Selon Romain Pasquier, directeur de recherche au CNRS et titulaire de la chaire "Territoires et mutations de l'action publique" à Sciences-Po Rennes, les mécanismes à l'œuvre dans les Côtes-d'Armor depuis un an sont "significatifs d'un changement de méthode avec l'arrivée de nouvelles générations, plus radicales," au sein de l'extrême droite. "Il y a toujours eu des tags nazis ici et là, remarque-t-il.
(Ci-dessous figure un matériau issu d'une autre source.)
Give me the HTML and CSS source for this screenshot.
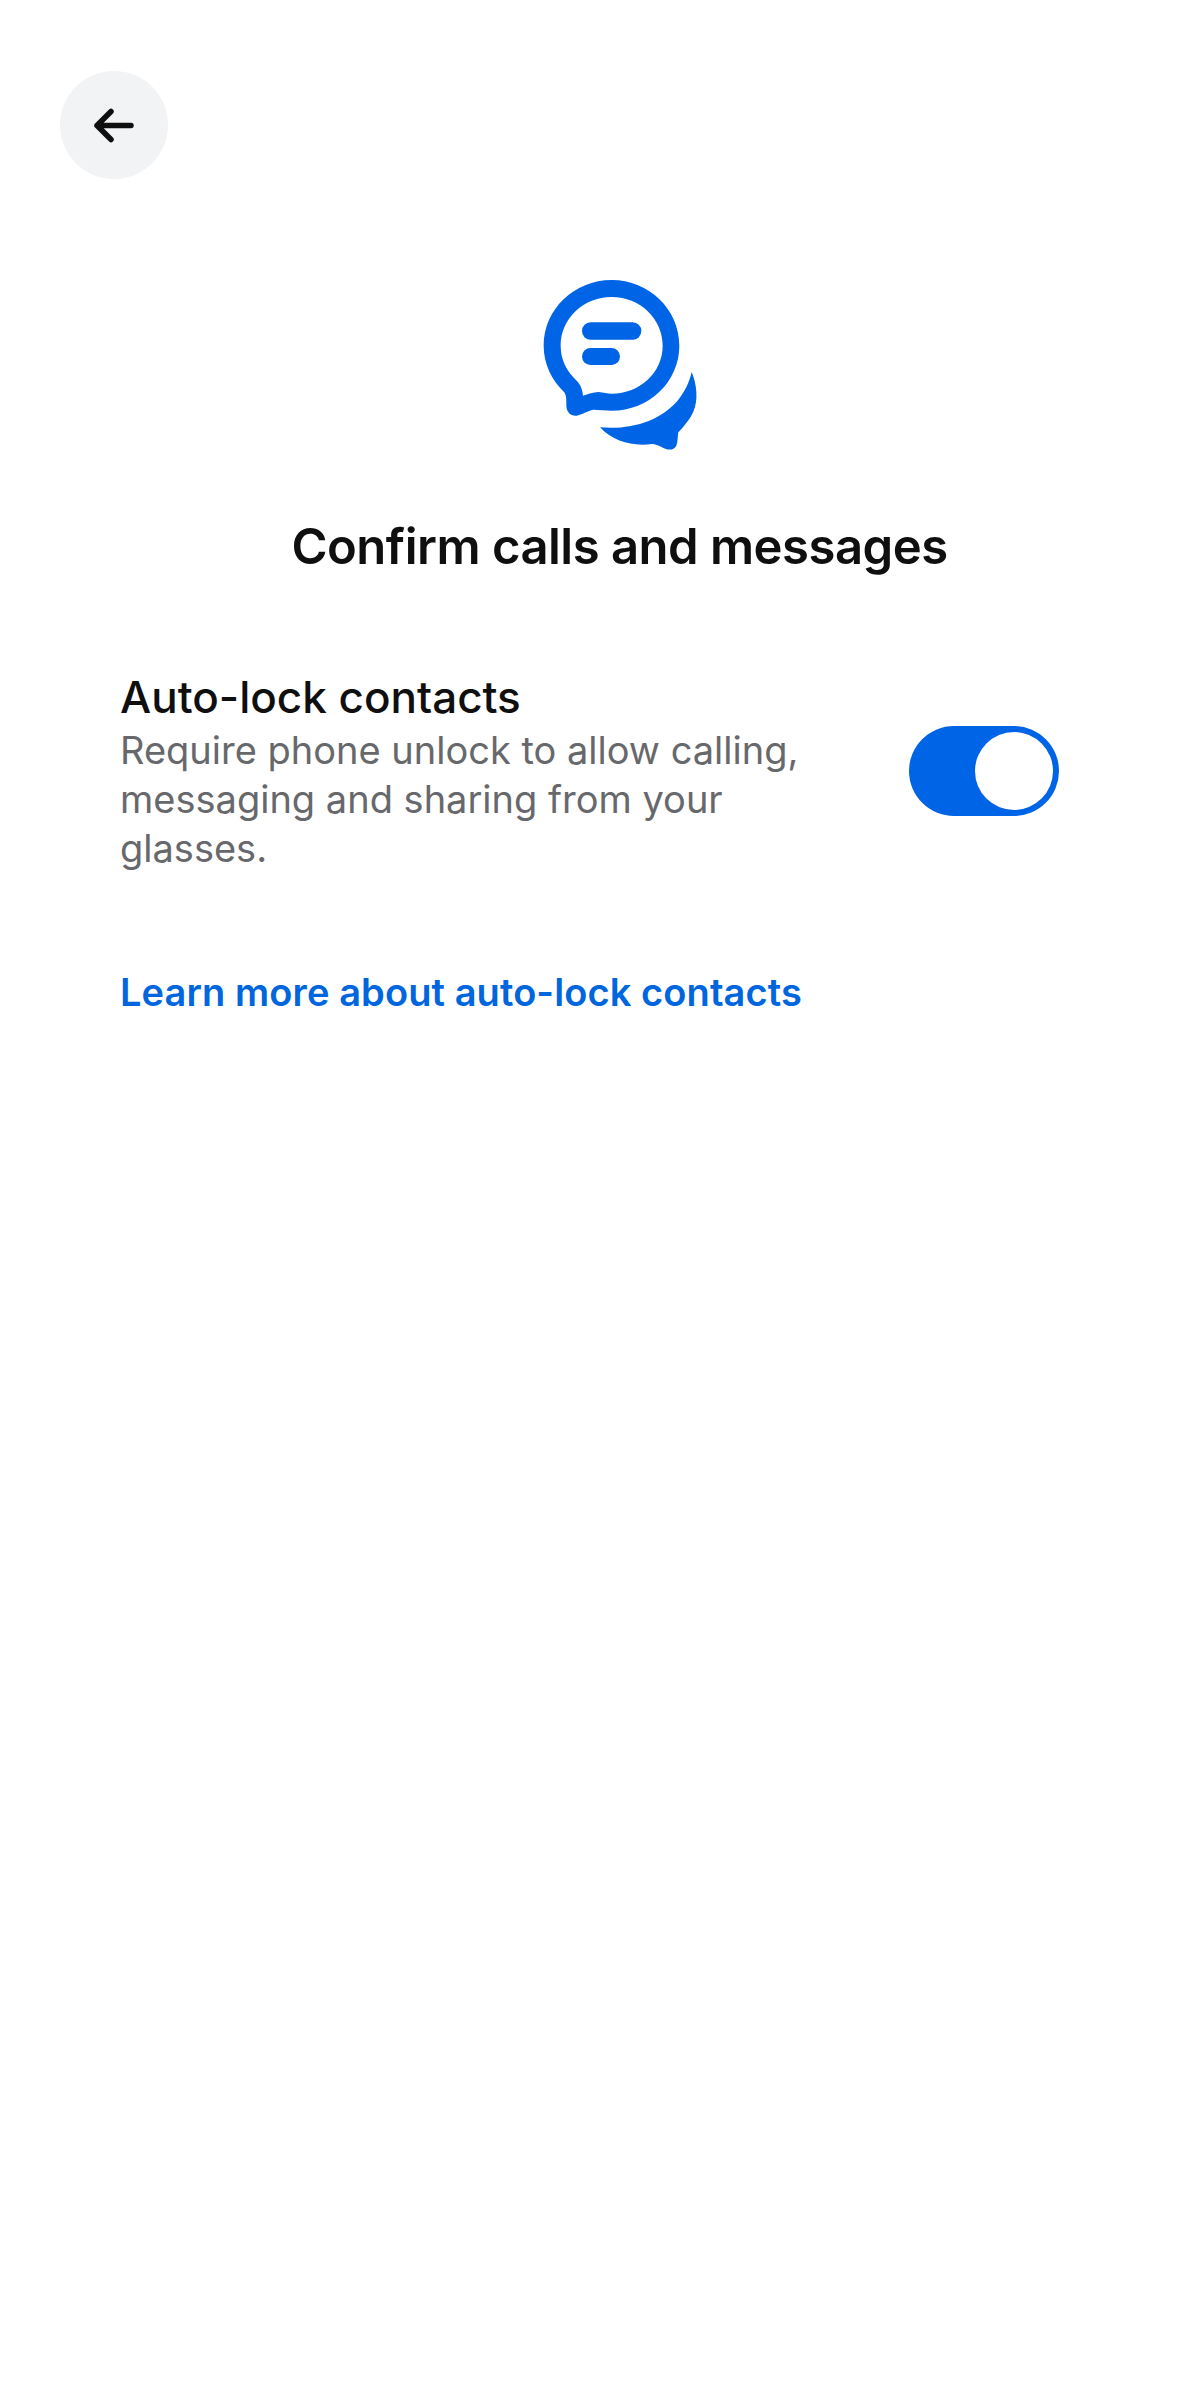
FILE: index.html
```html
<!DOCTYPE html>
<html lang="en">

<head>
  <meta charset="UTF-8">
  <title>Confirm calls and messages</title>
  <link rel="stylesheet" href="styles.css">
</head>

<body>
  <div class="page">
    <div class="topBar">
      <button class="backBtn" type="button" aria-label="Back">
        <svg width="48" height="48" viewBox="0 0 48 48" fill="none" stroke="#0f0f0f" stroke-width="5.500" stroke-linecap="round" stroke-linejoin="round">
          <path d="M7 24.500H41M21 10.500L7 24.500L21 38.500" />
        </svg>
      </button>
    </div>

    <div class="content">
      <svg class="heroIcon" width="190" height="200" viewBox="0 0 570 600" fill="#0064e6">
        <path fill-rule="evenodd" d="M275 60C387 60 478 148 478 257C478 365 387 452 275 452C256 452 238 449 220 449C203 452 190 462 170 467C152 469 140 456 139 438C139 422 140 410 134 398C95 360 71 312 71 257C71 148 163 60 275 60ZM275 111C190 111 122 176 122 257C122 300 140 333 170 362C182 374 187 388 189 407C205 403 219 396 236 396C250 398 262 401 275 401C360 401 428 337 428 257C428 176 360 111 275 111Z" />
        <rect x="186" y="187" width="178" height="52" rx="26" />
        <rect x="186" y="264" width="114" height="51" rx="25.500" />
        <path d="M515 336C530 372 536 420 520 455C510 478 490 500 475 517C472 530 474 545 469 557C462 570 448 571 436 566C420 560 410 552 395 552C340 560 280 545 240 502C340 510 420 480 470 425C492 400 507 370 515 336Z" />
      </svg>

      <h1 class="title">Confirm calls and messages</h1>

      <div class="settingRow">
        <div class="settingText">
          <h2>Auto-lock contacts</h2>
          <p>Require phone unlock to allow calling, messaging and sharing from your glasses.</p>
        </div>
        <div class="toggle">
          <span class="knob"></span>
        </div>
      </div>

      <a class="learnLink" href="#">Learn more about auto-lock contacts</a>
    </div>
  </div>
</body>

</html>
```

FILE: styles.css
```css
* {
  margin: 0;
  padding: 0;
  box-sizing: border-box;
}

body {
  background-color: #fff;
  font-family: Inter, "Liberation Sans", sans-serif;
  color: #0f0f0f;
}

.page {
  min-height: 2396px;
  padding: 71px 60px 0 60px;
}

.backBtn {
  display: flex;
  align-items: center;
  justify-content: center;
  width: 108px;
  height: 108px;
  border: none;
  border-radius: 50%;
  background-color: #f2f3f5;
}

.content {
  display: flex;
  flex-direction: column;
  align-items: center;
  padding-left: 60px;
}

.heroIcon {
  margin-top: 81px;
  margin-right: 10px;
}

.title {
  margin-top: 56px;
  font-size: 49px;
  line-height: 62px;
  font-weight: 600;
  letter-spacing: -0.5px;
}

.settingRow {
  display: flex;
  align-items: center;
  justify-content: space-between;
  width: 939px;
  align-self: flex-start;
  margin-top: 91px;
}

.settingText {
  width: 720px;
}

.settingText h2 {
  font-size: 44px;
  line-height: 57px;
  font-weight: 500;
}

.settingText p {
  font-size: 38px;
  line-height: 49px;
  color: #67686b;
}

.toggle {
  display: flex;
  justify-content: flex-end;
  align-items: center;
  width: 150px;
  height: 90px;
  padding-right: 6px;
  border-radius: 45px;
  background-color: #0064e6;
}

.knob {
  width: 78px;
  height: 78px;
  border-radius: 50%;
  background-color: #fff;
}

.learnLink {
  align-self: flex-start;
  margin-top: 94px;
  font-size: 38px;
  line-height: 50px;
  font-weight: 600;
  letter-spacing: 0.1px;
  color: #0066de;
  text-decoration: none;
}
```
En revanche, les actions plus violentes, les agressions physiques et le fait qu'elles se répètent montrent aujourd'hui que ces groupuscules veulent faire peur et surtout faire parler d'eux pour faire circuler leurs idées".

"La Bretagne, terre de mission pour un réseau plus intégriste"

Romain Pasquier rappelle que le Rassemblement national a progressé en milieu rural dans les Côtes-d'Armor, "mais, nuance-t-il, la Bretagne ne possède aucun député ni maire RN. Ce qui est une exception en France".

Selon lui, la région est devenue "une espèce de terre de mission pour une minorité plus radicale, une terre rêvée" où planter la graine identitaire. "D'ailleurs, observe le directeur de recherche au CNRS, quand il faut mener des actions coups de poing en Bretagne, ces gens, que j'estime peu nombreux ici mais très présents sur les réseaux sociaux, sont obligés de mobiliser hors Bretagne pour faire nombre. C'est ce qui donne cette impression de progression".

Callac en est un exemple : la mobilisation contre le projet d'accueil de réfugiés a vu débarquer dans le village des manifestants qui n'avaient jamais mis les pieds en Bretagne, à l'image de Gilbert Collard, le député européen Reconquête.

"On assiste à une banalisation des idées de l'extrême droite, relève une militante antifasciste des Côtes-d'Armor. On les normalise de plus en plus. "C'est un parti comme un autre" est une phrase que l'on entend souvent à propos du Rassemblement national. Alors que non, ce n'est pas un parti comme un autre".

"Faire front commun contre les attaques de l'extrême droite", c'est l'appel lancé par une dizaine d'associations costarmoricaines qui invitent à une réunion ce 14 décembre à Saint-Brieuc.